- _Challenge_: Extract every line that includes the string "this".

..........

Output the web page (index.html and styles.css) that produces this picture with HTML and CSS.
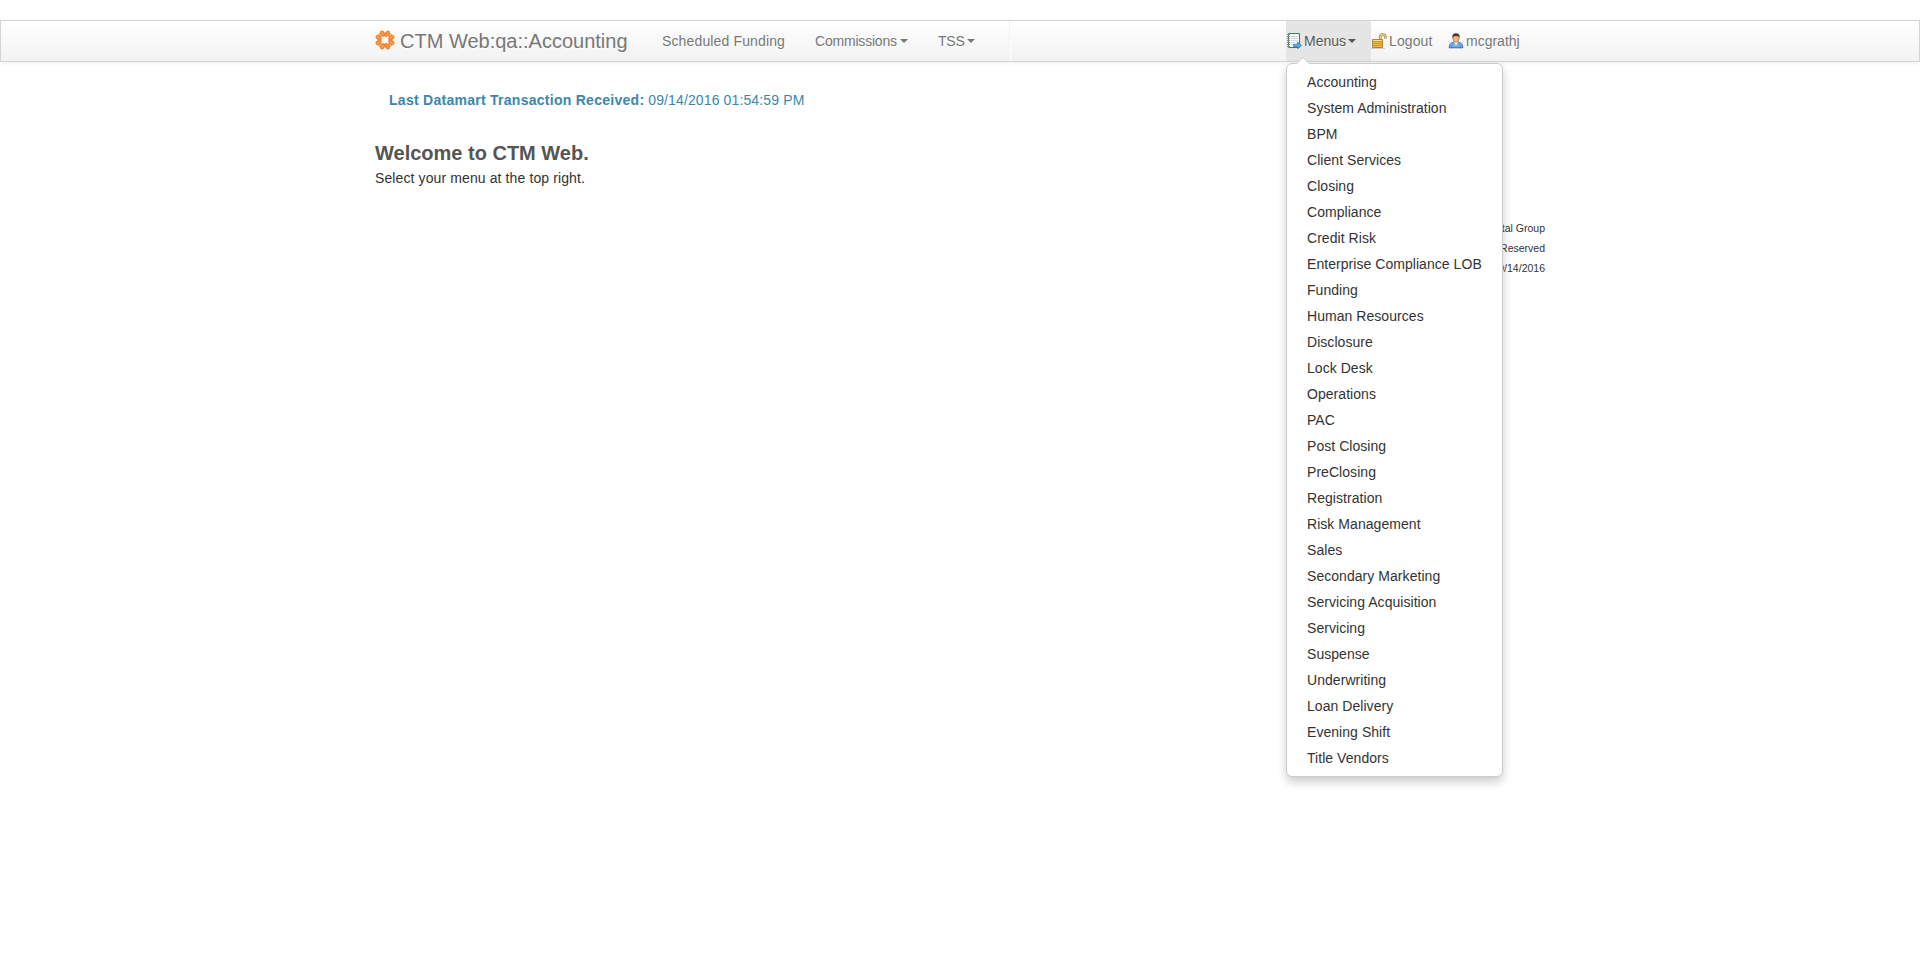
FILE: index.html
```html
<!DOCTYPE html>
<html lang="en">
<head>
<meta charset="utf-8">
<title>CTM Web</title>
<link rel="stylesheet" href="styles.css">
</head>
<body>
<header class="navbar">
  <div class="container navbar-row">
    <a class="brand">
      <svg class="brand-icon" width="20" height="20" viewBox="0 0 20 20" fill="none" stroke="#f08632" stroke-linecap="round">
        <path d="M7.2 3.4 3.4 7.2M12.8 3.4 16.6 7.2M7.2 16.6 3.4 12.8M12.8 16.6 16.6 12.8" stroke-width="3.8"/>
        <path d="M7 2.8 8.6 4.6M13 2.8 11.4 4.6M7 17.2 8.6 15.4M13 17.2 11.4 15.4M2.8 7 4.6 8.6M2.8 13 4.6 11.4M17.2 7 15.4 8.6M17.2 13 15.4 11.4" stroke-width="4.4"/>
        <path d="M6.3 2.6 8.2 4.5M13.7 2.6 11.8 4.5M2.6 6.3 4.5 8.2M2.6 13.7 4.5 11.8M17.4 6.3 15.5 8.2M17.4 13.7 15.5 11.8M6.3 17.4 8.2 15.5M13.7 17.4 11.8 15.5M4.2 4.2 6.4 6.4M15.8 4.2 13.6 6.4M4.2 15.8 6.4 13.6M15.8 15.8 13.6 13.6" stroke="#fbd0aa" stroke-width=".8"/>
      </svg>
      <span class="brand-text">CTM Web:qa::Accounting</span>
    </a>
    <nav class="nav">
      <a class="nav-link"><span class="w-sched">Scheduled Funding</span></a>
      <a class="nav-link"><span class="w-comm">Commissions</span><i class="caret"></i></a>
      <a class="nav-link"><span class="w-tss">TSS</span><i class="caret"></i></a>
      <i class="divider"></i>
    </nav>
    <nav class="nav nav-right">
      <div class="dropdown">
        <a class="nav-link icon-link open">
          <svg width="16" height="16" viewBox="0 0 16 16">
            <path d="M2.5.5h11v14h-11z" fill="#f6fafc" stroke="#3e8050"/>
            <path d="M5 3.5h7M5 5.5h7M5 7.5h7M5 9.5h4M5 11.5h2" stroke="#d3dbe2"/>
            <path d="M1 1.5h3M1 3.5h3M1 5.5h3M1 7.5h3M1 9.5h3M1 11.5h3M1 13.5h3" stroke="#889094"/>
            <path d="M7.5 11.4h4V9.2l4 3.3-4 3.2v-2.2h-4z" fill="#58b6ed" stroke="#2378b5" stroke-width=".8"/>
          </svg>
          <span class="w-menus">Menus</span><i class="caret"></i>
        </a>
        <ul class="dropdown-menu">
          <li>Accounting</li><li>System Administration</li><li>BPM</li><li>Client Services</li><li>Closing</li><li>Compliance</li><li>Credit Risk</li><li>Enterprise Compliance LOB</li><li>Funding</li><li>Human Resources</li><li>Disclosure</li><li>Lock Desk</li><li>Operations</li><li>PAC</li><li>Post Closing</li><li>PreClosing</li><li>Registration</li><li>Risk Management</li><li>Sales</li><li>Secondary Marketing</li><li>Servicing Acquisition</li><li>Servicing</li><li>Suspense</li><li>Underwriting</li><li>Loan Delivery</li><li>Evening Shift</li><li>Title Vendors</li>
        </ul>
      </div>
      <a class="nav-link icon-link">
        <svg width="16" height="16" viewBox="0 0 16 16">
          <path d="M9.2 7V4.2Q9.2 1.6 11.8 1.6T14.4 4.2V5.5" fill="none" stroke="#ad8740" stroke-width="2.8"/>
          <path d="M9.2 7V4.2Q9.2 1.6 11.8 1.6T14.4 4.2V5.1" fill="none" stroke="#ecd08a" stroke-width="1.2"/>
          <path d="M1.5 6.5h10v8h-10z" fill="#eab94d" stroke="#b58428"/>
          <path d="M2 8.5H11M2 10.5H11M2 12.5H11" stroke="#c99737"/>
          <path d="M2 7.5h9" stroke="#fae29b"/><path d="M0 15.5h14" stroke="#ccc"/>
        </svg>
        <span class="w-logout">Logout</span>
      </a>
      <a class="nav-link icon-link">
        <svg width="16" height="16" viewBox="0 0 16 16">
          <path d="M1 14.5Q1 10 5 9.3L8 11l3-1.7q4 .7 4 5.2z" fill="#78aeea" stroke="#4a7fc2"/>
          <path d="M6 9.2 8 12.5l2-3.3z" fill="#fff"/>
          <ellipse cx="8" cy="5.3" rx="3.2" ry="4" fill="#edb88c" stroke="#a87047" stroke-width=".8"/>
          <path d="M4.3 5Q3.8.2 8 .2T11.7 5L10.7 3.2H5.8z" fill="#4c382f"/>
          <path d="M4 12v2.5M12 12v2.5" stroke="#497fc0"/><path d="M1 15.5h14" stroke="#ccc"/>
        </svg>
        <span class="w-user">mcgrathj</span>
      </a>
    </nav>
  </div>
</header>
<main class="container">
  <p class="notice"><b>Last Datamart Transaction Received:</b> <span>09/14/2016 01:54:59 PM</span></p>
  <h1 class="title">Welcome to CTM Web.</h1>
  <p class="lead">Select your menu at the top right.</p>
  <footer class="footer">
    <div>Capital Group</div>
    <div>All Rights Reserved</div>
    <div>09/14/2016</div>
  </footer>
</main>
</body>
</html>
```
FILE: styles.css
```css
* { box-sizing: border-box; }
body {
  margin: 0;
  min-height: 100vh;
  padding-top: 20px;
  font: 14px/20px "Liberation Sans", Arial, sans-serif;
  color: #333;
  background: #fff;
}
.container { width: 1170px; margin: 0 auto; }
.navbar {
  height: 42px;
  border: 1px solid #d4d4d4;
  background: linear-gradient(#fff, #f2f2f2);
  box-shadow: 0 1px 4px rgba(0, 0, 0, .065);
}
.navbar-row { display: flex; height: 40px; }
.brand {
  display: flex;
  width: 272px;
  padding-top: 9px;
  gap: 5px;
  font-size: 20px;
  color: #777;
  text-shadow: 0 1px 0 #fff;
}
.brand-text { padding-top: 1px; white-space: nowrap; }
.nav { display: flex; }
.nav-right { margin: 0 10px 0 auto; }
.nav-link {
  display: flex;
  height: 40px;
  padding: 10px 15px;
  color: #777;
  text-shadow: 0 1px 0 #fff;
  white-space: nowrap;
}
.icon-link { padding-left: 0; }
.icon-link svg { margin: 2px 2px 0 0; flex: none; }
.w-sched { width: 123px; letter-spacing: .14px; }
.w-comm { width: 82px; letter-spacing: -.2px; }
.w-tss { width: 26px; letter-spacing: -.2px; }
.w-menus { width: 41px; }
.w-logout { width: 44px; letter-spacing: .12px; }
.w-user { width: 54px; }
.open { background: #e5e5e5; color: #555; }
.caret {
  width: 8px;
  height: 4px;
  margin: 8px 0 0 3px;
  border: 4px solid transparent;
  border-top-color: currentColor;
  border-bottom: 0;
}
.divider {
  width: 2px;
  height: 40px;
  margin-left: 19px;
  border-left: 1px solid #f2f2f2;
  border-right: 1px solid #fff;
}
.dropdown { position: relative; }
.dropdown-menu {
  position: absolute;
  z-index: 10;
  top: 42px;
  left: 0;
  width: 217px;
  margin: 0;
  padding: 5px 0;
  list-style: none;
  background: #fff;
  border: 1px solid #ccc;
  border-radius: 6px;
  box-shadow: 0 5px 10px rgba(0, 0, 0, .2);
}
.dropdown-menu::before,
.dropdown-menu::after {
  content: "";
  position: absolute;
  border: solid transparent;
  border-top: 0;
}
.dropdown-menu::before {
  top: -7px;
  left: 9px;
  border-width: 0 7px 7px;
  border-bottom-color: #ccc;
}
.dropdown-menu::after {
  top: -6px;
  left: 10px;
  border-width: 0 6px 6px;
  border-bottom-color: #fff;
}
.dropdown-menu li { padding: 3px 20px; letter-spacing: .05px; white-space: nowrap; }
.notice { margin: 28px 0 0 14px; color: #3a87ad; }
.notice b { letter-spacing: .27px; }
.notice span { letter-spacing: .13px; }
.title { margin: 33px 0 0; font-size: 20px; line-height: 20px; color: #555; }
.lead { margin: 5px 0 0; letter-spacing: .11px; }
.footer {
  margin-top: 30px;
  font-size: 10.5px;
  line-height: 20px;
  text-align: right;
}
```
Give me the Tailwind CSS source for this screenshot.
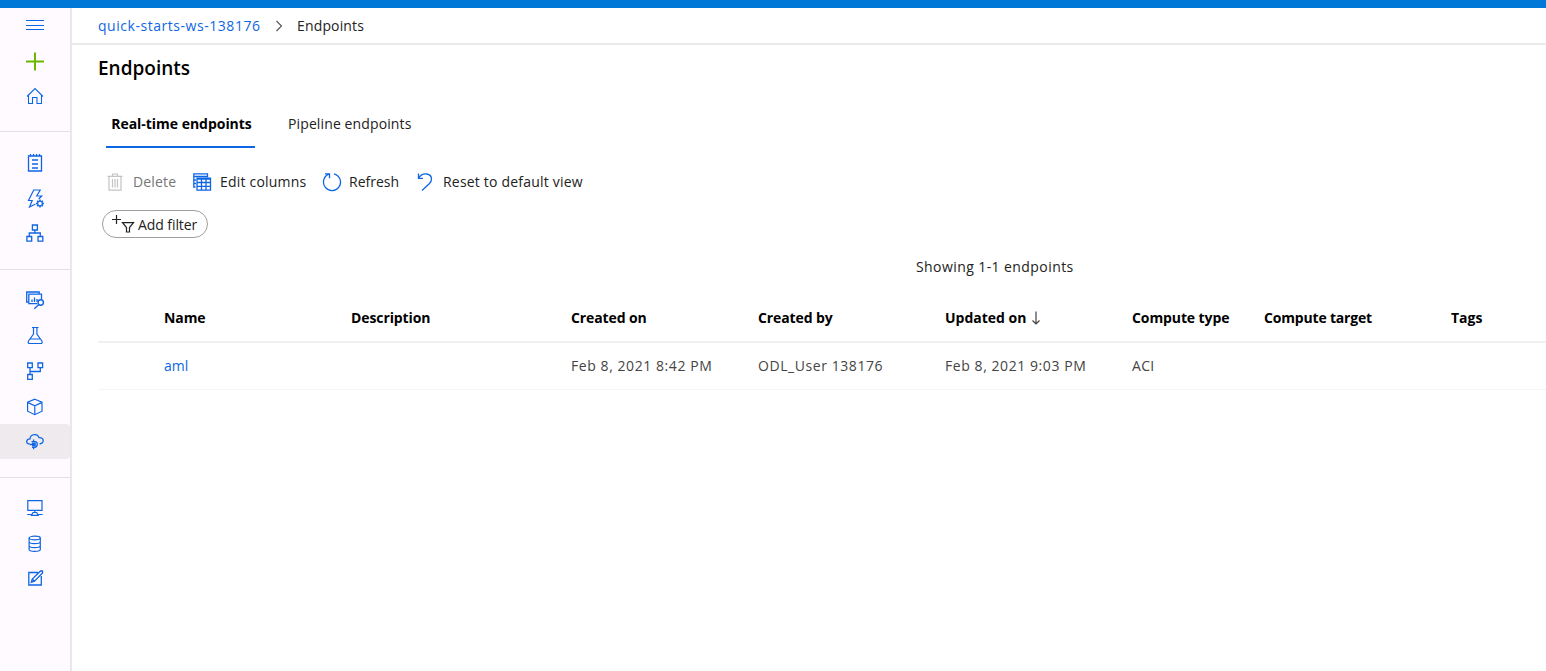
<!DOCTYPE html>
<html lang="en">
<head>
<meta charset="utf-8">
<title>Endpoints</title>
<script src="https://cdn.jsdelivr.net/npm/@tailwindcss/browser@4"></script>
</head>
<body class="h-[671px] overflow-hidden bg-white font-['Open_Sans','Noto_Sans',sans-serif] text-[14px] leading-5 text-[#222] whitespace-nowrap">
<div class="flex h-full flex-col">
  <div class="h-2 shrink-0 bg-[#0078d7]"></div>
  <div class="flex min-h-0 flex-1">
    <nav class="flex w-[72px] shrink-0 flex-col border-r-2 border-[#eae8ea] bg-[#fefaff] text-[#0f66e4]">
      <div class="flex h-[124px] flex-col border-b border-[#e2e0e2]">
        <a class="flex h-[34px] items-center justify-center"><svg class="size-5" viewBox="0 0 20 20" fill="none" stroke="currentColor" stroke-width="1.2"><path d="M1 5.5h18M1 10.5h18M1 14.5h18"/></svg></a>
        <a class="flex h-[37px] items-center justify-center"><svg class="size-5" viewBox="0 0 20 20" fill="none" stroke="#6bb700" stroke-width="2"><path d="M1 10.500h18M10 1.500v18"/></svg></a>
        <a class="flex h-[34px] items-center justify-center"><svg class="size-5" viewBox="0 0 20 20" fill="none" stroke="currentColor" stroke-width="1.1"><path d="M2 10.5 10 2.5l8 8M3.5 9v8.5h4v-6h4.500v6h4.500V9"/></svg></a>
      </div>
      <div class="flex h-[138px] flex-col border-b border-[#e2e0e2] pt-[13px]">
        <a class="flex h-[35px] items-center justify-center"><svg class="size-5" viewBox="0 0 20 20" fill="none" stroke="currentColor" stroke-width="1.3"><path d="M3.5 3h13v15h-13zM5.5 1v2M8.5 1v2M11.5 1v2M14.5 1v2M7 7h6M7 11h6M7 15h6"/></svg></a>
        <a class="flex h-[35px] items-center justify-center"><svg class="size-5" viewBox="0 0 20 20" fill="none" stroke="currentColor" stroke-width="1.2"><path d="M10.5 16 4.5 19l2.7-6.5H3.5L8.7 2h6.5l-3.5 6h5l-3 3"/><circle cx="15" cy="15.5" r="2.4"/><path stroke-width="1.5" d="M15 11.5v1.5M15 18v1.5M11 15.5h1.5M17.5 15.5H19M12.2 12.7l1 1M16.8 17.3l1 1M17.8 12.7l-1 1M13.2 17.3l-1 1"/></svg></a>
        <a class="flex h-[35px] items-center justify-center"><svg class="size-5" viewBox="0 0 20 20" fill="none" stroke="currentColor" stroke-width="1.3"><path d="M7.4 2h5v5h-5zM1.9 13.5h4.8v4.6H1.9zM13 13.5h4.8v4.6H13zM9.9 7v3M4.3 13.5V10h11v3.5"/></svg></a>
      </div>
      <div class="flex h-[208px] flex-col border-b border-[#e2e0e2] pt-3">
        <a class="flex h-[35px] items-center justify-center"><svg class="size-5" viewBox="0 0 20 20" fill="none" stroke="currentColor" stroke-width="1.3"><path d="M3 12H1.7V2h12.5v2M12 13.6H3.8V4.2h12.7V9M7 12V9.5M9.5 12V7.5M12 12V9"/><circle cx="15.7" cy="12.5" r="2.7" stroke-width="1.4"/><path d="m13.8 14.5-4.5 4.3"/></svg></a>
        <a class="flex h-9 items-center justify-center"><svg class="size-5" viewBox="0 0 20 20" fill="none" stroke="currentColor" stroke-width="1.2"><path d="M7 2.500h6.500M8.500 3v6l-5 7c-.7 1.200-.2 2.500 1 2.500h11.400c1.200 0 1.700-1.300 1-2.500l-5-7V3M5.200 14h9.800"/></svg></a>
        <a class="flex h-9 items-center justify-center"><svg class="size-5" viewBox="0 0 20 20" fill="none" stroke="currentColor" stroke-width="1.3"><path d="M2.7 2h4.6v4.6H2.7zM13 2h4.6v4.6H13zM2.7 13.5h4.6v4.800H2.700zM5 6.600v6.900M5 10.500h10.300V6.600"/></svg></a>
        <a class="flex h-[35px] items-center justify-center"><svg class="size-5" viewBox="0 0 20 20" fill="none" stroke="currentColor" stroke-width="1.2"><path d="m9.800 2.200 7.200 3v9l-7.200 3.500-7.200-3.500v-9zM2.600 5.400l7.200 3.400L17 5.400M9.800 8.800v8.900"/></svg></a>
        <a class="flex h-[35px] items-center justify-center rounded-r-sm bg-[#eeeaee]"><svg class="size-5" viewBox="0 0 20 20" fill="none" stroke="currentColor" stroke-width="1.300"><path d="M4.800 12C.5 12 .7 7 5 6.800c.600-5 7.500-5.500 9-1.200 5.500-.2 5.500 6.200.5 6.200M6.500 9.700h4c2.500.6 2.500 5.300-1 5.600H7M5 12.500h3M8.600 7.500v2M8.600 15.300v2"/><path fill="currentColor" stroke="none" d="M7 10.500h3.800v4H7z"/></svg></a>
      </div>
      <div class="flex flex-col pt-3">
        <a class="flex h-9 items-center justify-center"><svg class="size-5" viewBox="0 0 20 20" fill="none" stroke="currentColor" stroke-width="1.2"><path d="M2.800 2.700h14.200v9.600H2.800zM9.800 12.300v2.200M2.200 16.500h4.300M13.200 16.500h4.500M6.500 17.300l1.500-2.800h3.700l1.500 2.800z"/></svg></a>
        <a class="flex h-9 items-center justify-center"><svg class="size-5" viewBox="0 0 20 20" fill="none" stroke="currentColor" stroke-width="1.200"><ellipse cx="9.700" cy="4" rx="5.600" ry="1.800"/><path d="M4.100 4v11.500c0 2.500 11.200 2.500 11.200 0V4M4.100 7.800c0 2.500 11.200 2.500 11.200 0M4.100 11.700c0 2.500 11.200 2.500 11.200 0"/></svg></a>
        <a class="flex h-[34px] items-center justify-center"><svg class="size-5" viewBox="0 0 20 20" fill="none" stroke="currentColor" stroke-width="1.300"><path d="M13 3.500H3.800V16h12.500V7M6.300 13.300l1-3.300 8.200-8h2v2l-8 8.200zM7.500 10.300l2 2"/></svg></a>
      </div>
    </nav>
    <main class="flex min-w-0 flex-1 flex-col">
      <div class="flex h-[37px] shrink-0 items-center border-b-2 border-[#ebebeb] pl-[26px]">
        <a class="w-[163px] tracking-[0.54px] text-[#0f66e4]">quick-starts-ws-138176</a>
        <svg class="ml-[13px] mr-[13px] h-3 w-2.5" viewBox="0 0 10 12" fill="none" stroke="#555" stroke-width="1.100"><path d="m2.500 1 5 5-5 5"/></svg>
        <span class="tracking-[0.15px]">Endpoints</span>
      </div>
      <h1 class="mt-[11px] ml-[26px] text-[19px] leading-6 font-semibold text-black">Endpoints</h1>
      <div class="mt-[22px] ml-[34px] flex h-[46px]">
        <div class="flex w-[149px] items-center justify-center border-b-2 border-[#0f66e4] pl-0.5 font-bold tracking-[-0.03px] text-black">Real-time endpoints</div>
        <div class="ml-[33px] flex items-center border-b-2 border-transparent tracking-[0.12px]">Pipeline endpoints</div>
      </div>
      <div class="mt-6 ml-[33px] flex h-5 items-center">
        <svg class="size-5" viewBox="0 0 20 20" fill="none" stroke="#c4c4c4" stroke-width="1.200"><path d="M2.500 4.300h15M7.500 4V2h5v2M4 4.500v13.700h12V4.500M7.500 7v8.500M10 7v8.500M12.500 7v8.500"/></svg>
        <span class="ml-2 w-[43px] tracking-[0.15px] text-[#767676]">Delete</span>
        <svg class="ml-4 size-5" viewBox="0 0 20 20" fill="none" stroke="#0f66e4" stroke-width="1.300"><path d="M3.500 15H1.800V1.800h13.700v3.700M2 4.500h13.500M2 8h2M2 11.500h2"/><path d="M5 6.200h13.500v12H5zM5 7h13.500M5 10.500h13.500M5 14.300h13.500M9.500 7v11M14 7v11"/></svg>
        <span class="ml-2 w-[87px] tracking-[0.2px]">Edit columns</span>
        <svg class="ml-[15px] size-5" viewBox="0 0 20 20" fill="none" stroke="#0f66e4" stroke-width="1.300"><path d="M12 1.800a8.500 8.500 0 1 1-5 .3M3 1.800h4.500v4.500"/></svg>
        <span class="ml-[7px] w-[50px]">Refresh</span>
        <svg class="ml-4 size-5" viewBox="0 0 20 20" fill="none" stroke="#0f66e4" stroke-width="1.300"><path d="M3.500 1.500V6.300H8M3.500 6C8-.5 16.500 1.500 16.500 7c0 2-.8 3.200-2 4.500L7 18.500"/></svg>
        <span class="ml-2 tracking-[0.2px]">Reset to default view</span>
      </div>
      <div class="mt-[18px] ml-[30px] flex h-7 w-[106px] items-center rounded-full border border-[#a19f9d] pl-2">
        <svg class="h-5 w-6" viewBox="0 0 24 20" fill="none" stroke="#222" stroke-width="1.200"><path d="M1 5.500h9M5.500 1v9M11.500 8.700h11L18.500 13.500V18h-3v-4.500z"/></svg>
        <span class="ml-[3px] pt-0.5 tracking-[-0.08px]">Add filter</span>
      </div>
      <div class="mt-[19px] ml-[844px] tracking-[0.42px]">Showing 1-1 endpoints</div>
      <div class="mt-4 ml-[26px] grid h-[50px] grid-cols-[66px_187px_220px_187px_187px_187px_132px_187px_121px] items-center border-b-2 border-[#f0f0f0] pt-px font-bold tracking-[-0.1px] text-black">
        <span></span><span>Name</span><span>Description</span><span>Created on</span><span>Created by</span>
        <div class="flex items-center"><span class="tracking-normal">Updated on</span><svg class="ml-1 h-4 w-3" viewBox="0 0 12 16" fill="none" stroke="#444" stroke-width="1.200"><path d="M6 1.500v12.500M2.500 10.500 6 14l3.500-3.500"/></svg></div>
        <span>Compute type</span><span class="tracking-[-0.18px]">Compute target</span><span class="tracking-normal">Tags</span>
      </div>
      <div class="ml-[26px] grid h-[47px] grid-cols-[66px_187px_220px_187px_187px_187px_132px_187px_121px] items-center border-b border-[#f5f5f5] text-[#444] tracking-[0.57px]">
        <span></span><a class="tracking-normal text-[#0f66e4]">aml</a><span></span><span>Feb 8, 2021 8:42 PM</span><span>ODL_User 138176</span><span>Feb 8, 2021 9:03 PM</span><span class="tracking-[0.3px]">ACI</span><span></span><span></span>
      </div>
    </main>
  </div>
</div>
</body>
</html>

..........

- _Correct output_:
Output the web page (index.html and styles.css) that produces this picture with HTML and CSS.
Give me the Tailwind CSS source for this screenshot.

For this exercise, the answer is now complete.